Material
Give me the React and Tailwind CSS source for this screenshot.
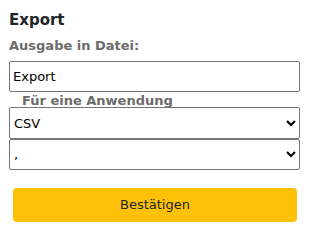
export default function App() {
  return (
    <div className="w-[310px] h-[236px] bg-white font-['DejaVu_Sans',sans-serif] text-black">
      <div className="pl-[9px] pr-[10px] pt-[11px]">
        <h2 className="text-[15px] leading-[18px] font-bold text-[#212529]">Export</h2>
        <p className="mt-[9px] text-[13px] leading-[16px] font-bold text-[#6c6c6c]">Ausgabe in Datei:</p>
        <input
          className="mt-[7px] block w-full h-[31px] border border-[#767676] rounded-[2px] px-[3px] text-[13px] outline-none"
          defaultValue="Export"
        />
        <p className="pl-[13px] mt-[2px] text-[13px] leading-[13px] font-bold text-[#6c6c6c]">Für eine Anwendung</p>
        <select className="block w-full h-[32px] border border-[#767676] rounded-[2px] px-0 text-[13px]" defaultValue="CSV">
          <option>CSV</option>
        </select>
        <select className="block w-full h-[31px] border border-[#767676] rounded-[2px] px-0 text-[13px]" defaultValue=",">
          <option>,</option>
        </select>
        <button className="mt-[18px] ml-[4px] block w-[284px] h-[34px] rounded-[4px] bg-[#ffc107] text-[13px] text-[#212529]">
          Bestätigen
        </button>
      </div>
    </div>
  );
}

Task instructions
Omitting all images, print the listing exactly.

Result of this task
Give me the React and Tailwind CSS source for this screenshot.
export default function App() {
  return (
    <div className="w-[310px] h-[236px] bg-white font-['DejaVu_Sans',sans-serif] text-black">
      <div className="pl-[9px] pr-[10px] pt-[11px]">
        <h2 className="text-[15px] leading-[18px] font-bold text-[#212529]">Export</h2>
        <p className="mt-[9px] text-[13px] leading-[16px] font-bold text-[#6c6c6c]">Ausgabe in Datei:</p>
        <input
          className="mt-[7px] block w-full h-[31px] border border-[#767676] rounded-[2px] px-[3px] text-[13px] outline-none"
          defaultValue="Export"
        />
        <p className="pl-[13px] mt-[2px] text-[13px] leading-[13px] font-bold text-[#6c6c6c]">Für eine Anwendung</p>
        <select className="block w-full h-[32px] border border-[#767676] rounded-[2px] px-0 text-[13px]" defaultValue="CSV">
          <option>CSV</option>
        </select>
        <select className="block w-full h-[31px] border border-[#767676] rounded-[2px] px-0 text-[13px]" defaultValue=",">
          <option>,</option>
        </select>
        <button className="mt-[18px] ml-[4px] block w-[284px] h-[34px] rounded-[4px] bg-[#ffc107] text-[13px] text-[#212529]">
          Bestätigen
        </button>
      </div>
    </div>
  );
}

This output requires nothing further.